Programming Assignment 6

In this project you will re-create the your Dictionary ADT from pa5, now based on a Red-Black tree. You will also write a new top level client called Order.c that will print keys from the dictionary in the orders given by the tree traversals: pre-order, in-order and post-order. This new client is essentially Lex.c again, but now printing only the keys, no values.

Red black trees are covered in Chapter 13 of the text, and were discussed in lecture. All relevant algorithms for RBTs (and BSTs) are posted on the webpage under Examples/Pseudo-code. Aside from having a RBT as its underlying data structure, your Dictionary ADT will have only slight changes to its interface.

The new prototype for function printDictionary() is 

void printDictionary(FILE* out, Dictionary D, const char* ord); 

If the parameter ord is one of the strings "pre", "in" or "post", then printDictionary() will print out the keys (but not the values) in the corresponding tree traversal order.  If ord is some other string, the function will print nothing. Note that this function implicitly refers to the underlying RBT data structure, and therefore should not be considered an ADT operation. Instead, think of it as a diagnostic function. Since your client module Order.c will call printDictionary() on each order, it is really just a test module for the RBT implementation of the Dictionary. Its purpose in the project is to verify that you really have built a RBT, and are not just re-using the BST from pa5.

You will notice one other slight change to the header file Dictionary.h, which is posted on the webpage in Examples/pa6. The VAL_TYPE macro has been changed from int to int*, and other macros related to values are changed accordingly. This is to facilitate another client called WordFrequency.c, also posted on the webpage. This program parses a text file, and for each word in the file, calculate the number of times it occurs, i.e. its frequency. There are two large text tiles included in Examples/pa6 for testing purposes. The first is Big.txt, and contains several large books, one of which is War and Peace by Leo Tolstoy. The second is Shakespeare.txt, containing the complete works of William Shakespeare. The reason for the int* value type is so that this client can increment the number of occurrences of each word. This explains why printDictionary() no longer prints values. Since your Order.c client will not use these values, you may simply load NULL as the value associated with each key in that program.
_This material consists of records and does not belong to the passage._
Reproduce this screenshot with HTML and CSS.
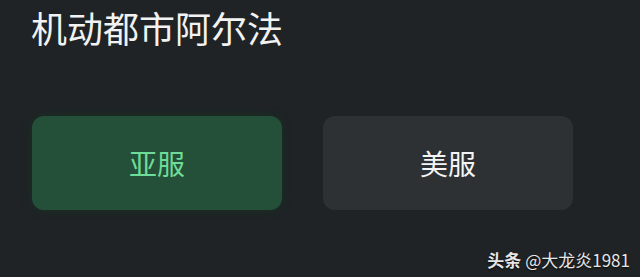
FILE: index.html
```html
<!DOCTYPE html>
<html lang="zh-CN">
<head>
    <meta charset="UTF-8">
    <meta name="viewport" content="width=device-width, initial-scale=1.0">
    <title>机动都市阿尔法</title>
    <link rel="stylesheet" href="styles.css">
</head>
<body>
    <h1 class="title">机动都市阿尔法</h1>
    <div class="servers">
        <button class="server active">亚服</button>
        <button class="server">美服</button>
    </div>
    <div class="watermark"><b>头条</b> @大龙炎1981</div>
</body>
</html>
```

FILE: styles.css
```css
html, body {
    height: 100%;
}
body {
    margin: 0;
    background: #1f2325;
    font-family: 'Noto Sans CJK SC', 'Noto Sans', sans-serif;
    color: #fff;
    position: relative;
    overflow: hidden;
}
.title {
    margin: 0;
    padding: 4px 0 0 31px;
    font-size: 36px;
    font-weight: 400;
    line-height: 46px;
    color: #f2f2f2;
}
.servers {
    display: flex;
    gap: 41px;
    padding: 66px 0 0 32px;
}
.server {
    width: 250px;
    height: 94px;
    border: none;
    border-radius: 12px;
    background: #2d3134;
    color: #f4f4f4;
    font-family: inherit;
    font-size: 28px;
    cursor: pointer;
}
.server.active {
    background: #245039;
    color: #6edb96;
    box-shadow: 0 0 8px rgba(20, 60, 40, 0.6);
}
.watermark {
    position: absolute;
    right: 10px;
    bottom: 5px;
    font-size: 17px;
    color: #e6e6e6;
    text-shadow: 0 1px 2px rgba(0, 0, 0, 0.8);
}
```
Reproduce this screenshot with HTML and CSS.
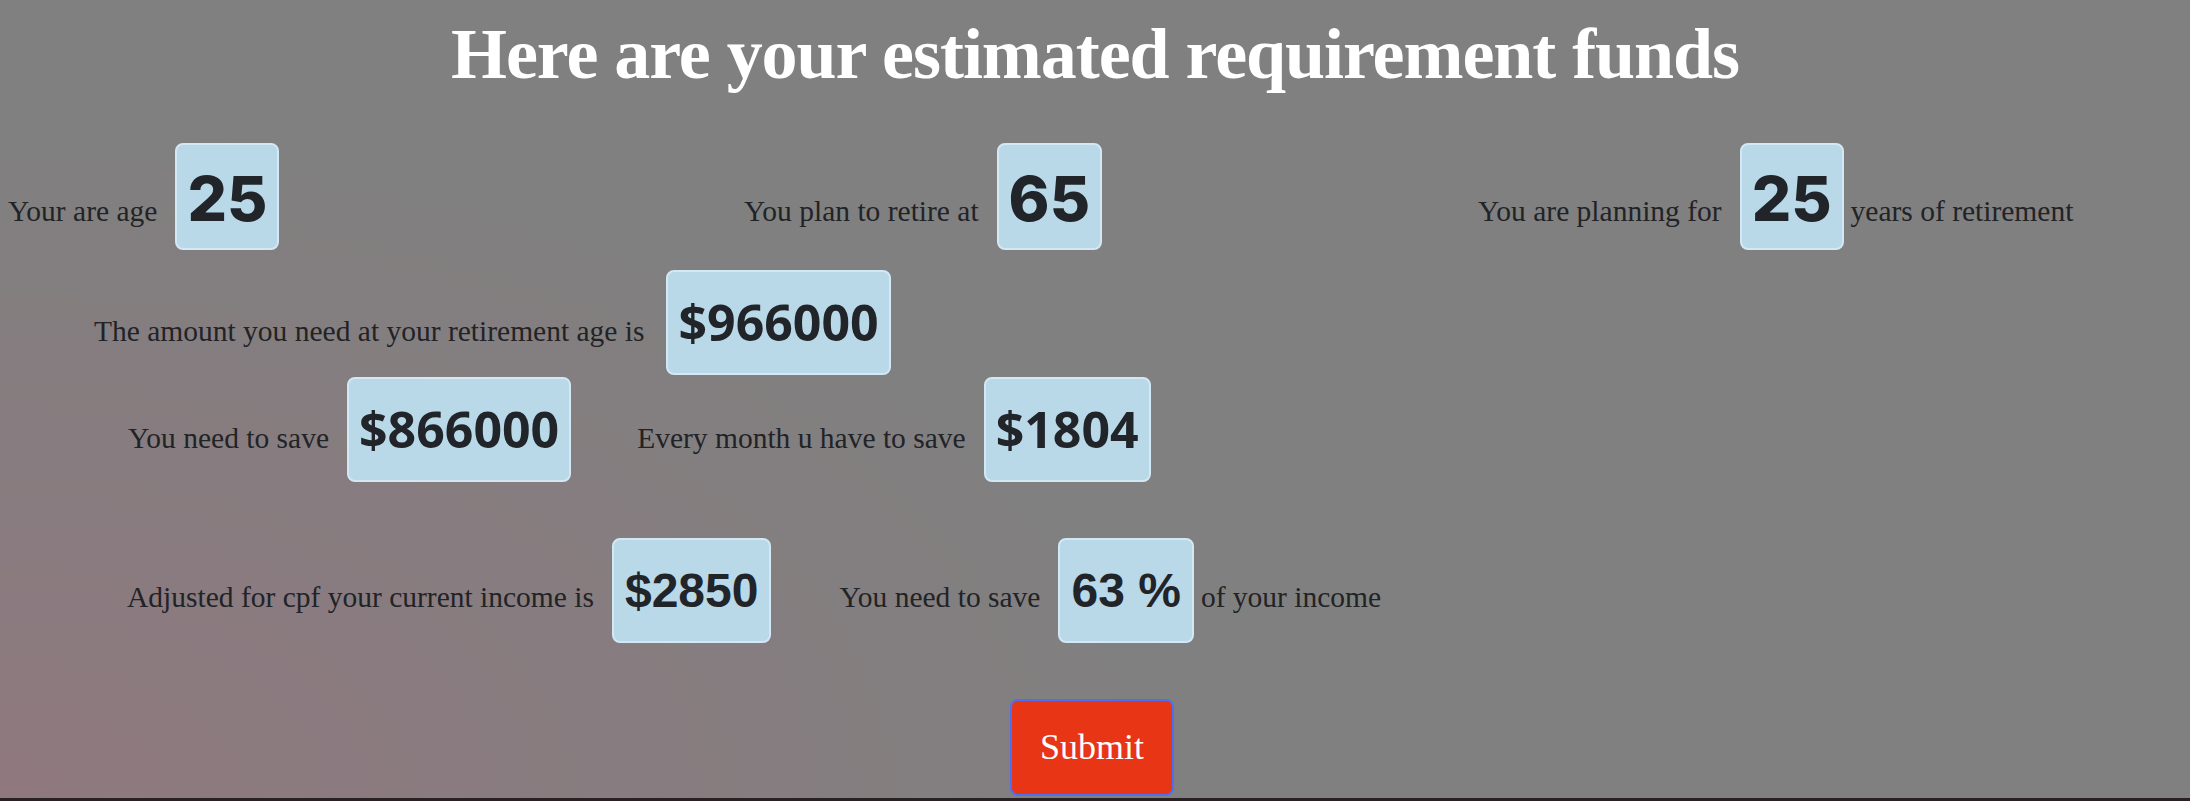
FILE: index.html
```html
<!DOCTYPE html>
<html lang="en">
<head>
<meta charset="utf-8">
<title>Retirement funds</title>
<link rel="stylesheet" href="styles.css">
</head>
<body>
<div class="page">
  <h1 class="title">Here are your estimated requirement funds</h1>

  <div class="row-top">
    <div class="item"><span class="label">Your are age</span><span class="val val-lg">25</span></div>
    <div class="item"><span class="label">You plan to retire at</span><span class="val val-lg">65</span></div>
    <div class="item"><span class="label">You are planning for</span><span class="val val-lg">25</span><span class="label after">years of retirement</span></div>
  </div>

  <div class="row row-need">
    <div class="item"><span class="label">The amount you need at your retirement age is</span><span class="val val-md val-wide-gap">$966000</span></div>
  </div>

  <div class="row row-save">
    <div class="item"><span class="label">You need to save</span><span class="val val-md">$866000</span></div>
    <div class="item"><span class="label">Every month u have to save</span><span class="val val-md">$1804</span></div>
  </div>

  <div class="row row-income">
    <div class="item"><span class="label">Adjusted for cpf your current income is</span><span class="val val-sm">$2850</span></div>
    <div class="item"><span class="label">You need to save</span><span class="val val-sm">63 %</span><span class="label after">of your income</span></div>
  </div>

  <div class="actions">
    <button class="submit" type="button">Submit</button>
  </div>
</div>
</body>
</html>
```

FILE: styles.css
```css
html, body {
  margin: 0;
  padding: 0;
}

body {
  background: #2a2124;
}

.page {
  height: 798px;
  overflow: hidden;
  background:
    radial-gradient(ellipse 55% 85% at 0% 100%, rgba(148, 118, 126, 0.75) 0%, rgba(128, 128, 128, 0) 100%),
    #808080;
  font-family: "Liberation Serif", "Times New Roman", serif;
  color: #222326;
}

.title {
  margin: 0;
  padding-top: 11px;
  font-family: "Liberation Serif", serif;
  font-weight: 700;
  font-size: 72px;
  line-height: 87px;
  letter-spacing: -1.05px;
  text-align: center;
  color: #ffffff;
}

.row-top {
  display: grid;
  grid-template-columns: 736px 734px 1fr;
  padding-left: 8px;
  margin-top: 45px;
}

.row {
  display: flex;
  align-items: baseline;
}

.item {
  display: flex;
  align-items: baseline;
}

.label {
  font-size: 29.5px;
  white-space: nowrap;
}

.label.after {
  margin-left: 7px;
}

.val {
  margin-left: 18px;
  box-sizing: border-box;
  background: #b9d8e8;
  border: 2px solid #d4e7f4;
  border-radius: 8px;
  color: #212529;
  white-space: nowrap;
}

.val-wide-gap {
  margin-left: 22px;
}

.val-lg {
  font-family: Inter, "Liberation Sans", sans-serif;
  font-weight: 800;
  font-size: 62px;
  line-height: 62px;
  padding: 22.5px 10px 18.5px;
}

.val-md {
  font-family: "Open Sans", "Liberation Sans", sans-serif;
  font-weight: 700;
  font-size: 50px;
  line-height: 50px;
  padding: 24.6px 10px 26.4px;
}

.val-sm {
  font-family: "Liberation Sans", Arial, sans-serif;
  font-weight: 700;
  font-size: 48px;
  line-height: 48px;
  padding: 27.4px 11px 25.6px;
}

.row-need {
  padding-left: 94px;
  margin-top: 20px;
}

.row-save {
  padding-left: 128px;
  margin-top: 2px;
}

.row-save .item + .item {
  margin-left: 66px;
}

.row-income {
  padding-left: 127px;
  margin-top: 56px;
}

.row-income .item + .item {
  margin-left: 68px;
}

.actions {
  display: flex;
  justify-content: center;
  margin-top: 56px;
  padding-right: 6px;
}

.submit {
  font-family: "Liberation Serif", serif;
  font-size: 36px;
  line-height: 41px;
  color: #ffffff;
  background: #e83516;
  border: 2px solid #4f6ef0;
  border-radius: 8px;
  padding: 26px 28px;
  cursor: pointer;
}
```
A number of input-output file pairs for Order.c are posted at Examples/pa6. To receive full credit, your output file format must match these examples exactly. There is also a random input file generator called RandomInput6.py. Note that this program produces files with (possibly) repeated lines, so the Dictionary you create in Order.c must allow non-unique keys.

What to turn in

Submit the following 6 files to your pa6 directory on GitLab @ UCSC.
README Written by you, a catalog of submitted files and any notes to the grader
Makefile
Dictionary.h
Dictionary.c
DictionaryTest.c
Order.c
Provided, alter as you see fit
Provided,
do not alter
Written by you, based on an RBT
Written by you, your test client of the Dictionary ADT
Written by you, a modification of Lex.c, printing 3 orders, keys only
Makefile should be capable of making the executables WordFrequency and Order, and should contain a clean utility that removes all binary files. To get full credit, your project must implement all required files and functions, compile without errors or warnings, produce correct output on our ADT and client tests, and produce no memory leaks under valgrind.

As usual, do not turn in any executable files, binaries, or anything not listed above. Start early, ask plenty of questions, and submit your project by the due date.